Yes, this could also be achieved by the current implementation through changing the interface. The point of the proposal is not only allowing unknown extensions but being more robust against unknown responses. The crate should fail in a way that I can fix a super special case on my side without having to create a PR request.

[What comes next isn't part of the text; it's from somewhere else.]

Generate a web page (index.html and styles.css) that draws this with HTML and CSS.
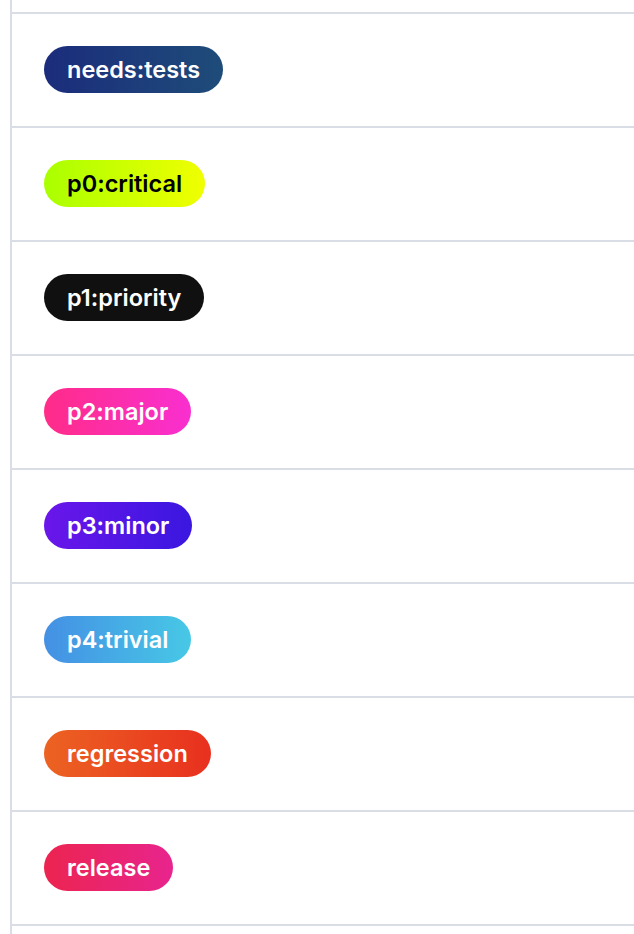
FILE: index.html
```html
<!DOCTYPE html>
<html lang="en">
<head>
    <meta charset="UTF-8">
    <meta name="viewport" content="width=device-width, initial-scale=1.0">
    <title>Labels</title>
    <link rel="stylesheet" href="styles.css">
</head>
<body>
    <div class="label-list">
        <div class="label-row"><span class="label label-tests">needs:tests</span></div>
        <div class="label-row"><span class="label label-p0">p0:critical</span></div>
        <div class="label-row"><span class="label label-p1">p1:priority</span></div>
        <div class="label-row"><span class="label label-p2">p2:major</span></div>
        <div class="label-row"><span class="label label-p3">p3:minor</span></div>
        <div class="label-row"><span class="label label-p4">p4:trivial</span></div>
        <div class="label-row"><span class="label label-regression">regression</span></div>
        <div class="label-row"><span class="label label-release">release</span></div>
    </div>
</body>
</html>
```

FILE: styles.css
```css
/* Label list */
body {
    margin: 0;
    padding: 0;
    background-color: #fff;
    font-family: Inter, "Noto Sans", sans-serif;
}
.label-list {
    margin-left: 10px;
    padding-top: 12px;
    min-height: 100vh;
    box-sizing: border-box;
    border-left: 2px solid #d8dde6;
}
.label-row {
    height: 112px;
    border-top: 2px solid #d8dde6;
    padding-left: 32px;
    display: flex;
    align-items: center;
}
.label-row:last-child {
    border-bottom: 2px solid #d8dde6;
}
.label {
    display: inline-block;
    height: 47px;
    line-height: 47px;
    padding: 0 23px;
    margin-bottom: 1px;
    border-radius: 24px;
    font-size: 23.5px;
    font-weight: 600;
    color: #fff;
    white-space: nowrap;
}
.label-tests {
    background: linear-gradient(to right, #1b2c7c, #1e4c79);
}
.label-p0 {
    background: linear-gradient(to right, #aaff00, #f0ff00);
    color: #000;
}
.label-p1 {
    background: #101010;
}
.label-p2 {
    background: linear-gradient(to right, #ff2c88, #f92fd0);
}
.label-p3 {
    background: linear-gradient(to right, #6a16ea, #3a17e0);
}
.label-p4 {
    background: linear-gradient(to right, #4490e4, #47c8e6);
}
.label-regression {
    background: linear-gradient(to right, #ec6322, #e8301f);
}
.label-release {
    background: linear-gradient(to right, #ec2450, #e8248e);
}
```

Some words to the "imprecise and inefficient" way to deal with unknown data. The whole point is that we suppose that all data transferred from a server follows basic structural rules. For example some basic data types: Blocks, Lists, Sequences, Ranges, Attributes, Strings and Symbols. Every extension should use these data types and every response should be read into a set of these types (or fail into some Value::Unparsed for example and let the user of the crate handle this). The point is that even with your strict implementation of the standard I have to know the standard and access data in a rather complicated way. So agreeing on that a user of the current implementation has to know the structure of a response and has to go down a rather long road to get the wanted data I do not see more inefficiency with a more loose way of handling responses. About the impreciseness I agree as long as there is no way to identify for example messages/sequences or response lines. The question is where is this needed and how can this be achieved through an elegant architecture. I did not think about this in depth but do not see a big problem with coming up with a solution there.

djc commented 2 years ago

A design goal of this library is to be an implementation of the relevant standards. It does not try to abstract over the standards because such an abstraction would be opinionated. The point of this crate is that it tries to be unopinionated and just follow the standard, more or less slavishly. That allows other libraries to build on top of this library and easily understand what is going on "under the hood". If you want to build a higher-level abstraction on top of the data types in this crate, that could be a useful project, but I don't think it belongs in this crate.